Palinodia del morbo
«Ya no me encontraron. / ¿No me encontraron? / No. No me encontraron./ Pero se supo que la sexta luna huyó torrente arriba...»
(F. G. L.)
NO, no hace falta que nadie pida perdón. No es necesario que Garzón se excuse por su soberbio narcisismo de metomentodo oportunista, ni que Gibson escriba la fe de erratas de su arrogante certeza refutada, ni que los levantatumbas de la memoria histórica se envainen su enconada pesquisa baldía, ni que los científicos del geo-radar entonen la palinodia de su ciencia inexacta, ni que las autoridades andaluzas devuelvan los sesenta mil euros gastados en remover un erial subterráneo. No es preciso que los arúspices del rencor retroactivo pidan disculpas a nadie por el solemne patinazo de su fúnebre intentona, ni que los petulantes expertos desmentidos expresen siquiera su desazón ante el monumental fracaso de esta ceremonia macabra. Basta con el silencio. Con el humilde, sepulcral silencio de colosal gatillazo, de un ridículo histórico.
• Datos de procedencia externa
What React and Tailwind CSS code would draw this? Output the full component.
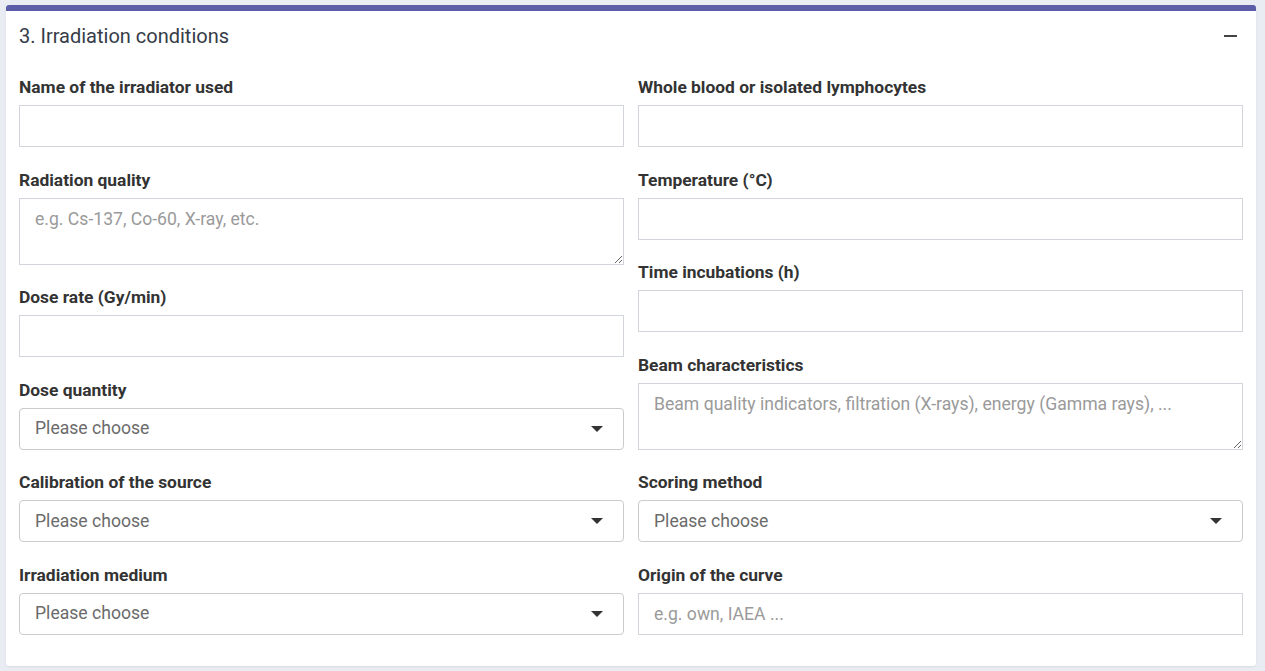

La decepción desazonada de los burlados cazafantasmas lorquianos, frustrados por la evidencia del fiasco de Alfacar, es un acto tardío pero imprescindible de justicia poética. Querían un ritual lóbrego de odios desenterrados, una liturgia de huesos revueltos, un aquelarre tenebroso de calaveras zarandeadas y restos cenicientos, y se han encontrado un triste agujero de tierra yerma que sólo era la sepultura de unas cuantas latas y del tapón zarrapastroso de una litrona. El espectro de Federico ha huido torrente arriba como la sexta luna de sus sueños, escapando hacia donde nadie manosee su tragedia, hacia donde nadie perturbe su prematuro descanso ni agite el espantajo de su osamenta fusilada en la pista de un tétrico circo de discordias.
Que vayan ahora a perseguirlo por las abruptas colinas de la memoria. Que agujereen la tierra, los olivos, los barrancos, los valles, que horaden el paisaje en busca de la huella inaprensible de una leyenda. Que sigan reabriendo cicatrices de sangre seca para que no se cierre nunca la herida moral de la barbarie. Que no tuerzan su brazo vindicativo de culpas antiguas, que no aflojen su esfuerzo estéril de tántalos de cuneta. Que revuelvan genistas, jaramagos y espigas. Que no decaiga su frenesí de azadones. Tienen todo el tiempo del mundo para no reconocer en modo alguno que se han equivocado. Que ya no vale la pena perseguir la sombra escapadiza del crimen y que lo que buscan no es un acto de piedad ni de rescate ni de justicia sino un estúpido, enfermizo, obsesivo delirio de morbo y truculencias. Y que Lorca no está muerto «entre en un montón de perros apagados» ni entre un cúmulo destripado de terrones sino vivo por siempre en una espiritual eternidad de versos.